Rick is a naturopath.
Naturopathy doesn’t work. It’s a combination of sub-Hogwarts magic with some training in real stuff. The leading US school of Naturopathy is Bastyr University. Here are some things in Bastyr’s course offerings:
- Holistic Landscape Design
- Therapeutic Touch
There’s much more, that’s the result of a few minutes of flipping through their course descriptions. Interestingly, the curriculum itself looks incredibly medical. The “Physical Medicine” course sequence sounds like something a science-based physician would take, until you read the description and find out it it includes “muscle energy technique” and other woo-woo
There’s no good evidence that any of the topics listed do anything at all, except cost money and possibly delay getting real medical treatment.

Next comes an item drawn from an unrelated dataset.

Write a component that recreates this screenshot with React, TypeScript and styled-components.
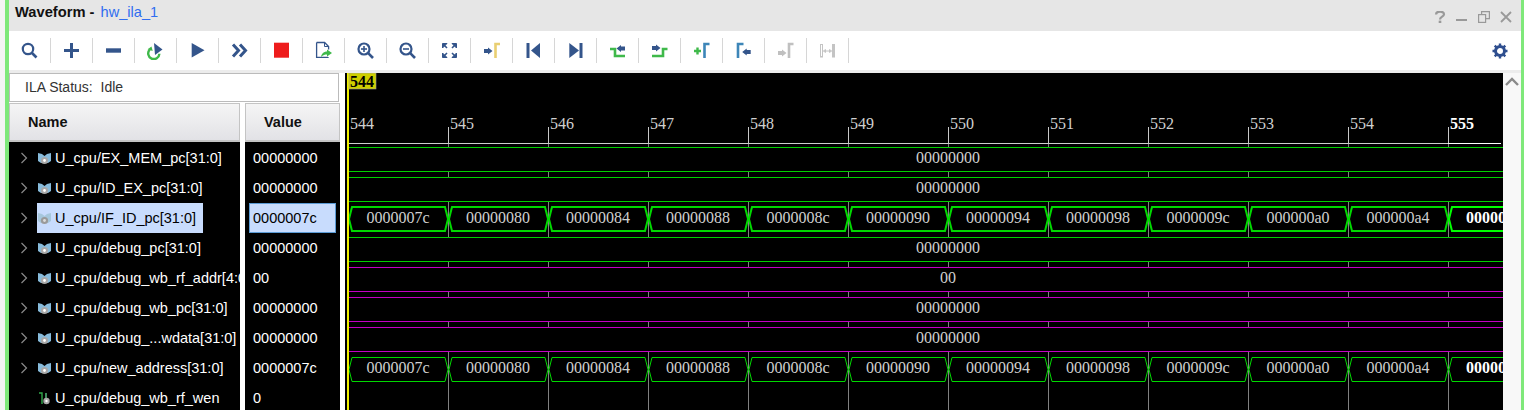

Well, OK, acupuncture can result in punctured lungs.
Now, here’s the thing about Rick that infuriates me. He’s not a fool. He has a science degree from a very prestigious university. He also has real medical training as a paramedic. I’ve spoken to him enough to know that he really cares about his patients, and that he doesn’t actually prescribe the stupid treatments like homeopathy, because he knows perfectly well that they don’t work.
Why would his not being a terrible physician bother me? Because by his being a sincere, caring, and intelligent guy he’s adding to the prestige of naturopaths. Naturopathy is nonsense. He’s endorsing what is frankly dangerous nonsense and because he’s legitimately a respected guy he gives it credibility. I don’t think Rick is dangerous to his patients himself–I am absolutely certain that if someone presents with symptoms of, say, heart failure he’ll refer to an MD or OD immediately. However … if he lends authority to naturopathy, he is indirectly promoting nonsense like anti-vaccine attitudes that can kill people. So I get mad.
What to do about it, I have no idea, except rant here.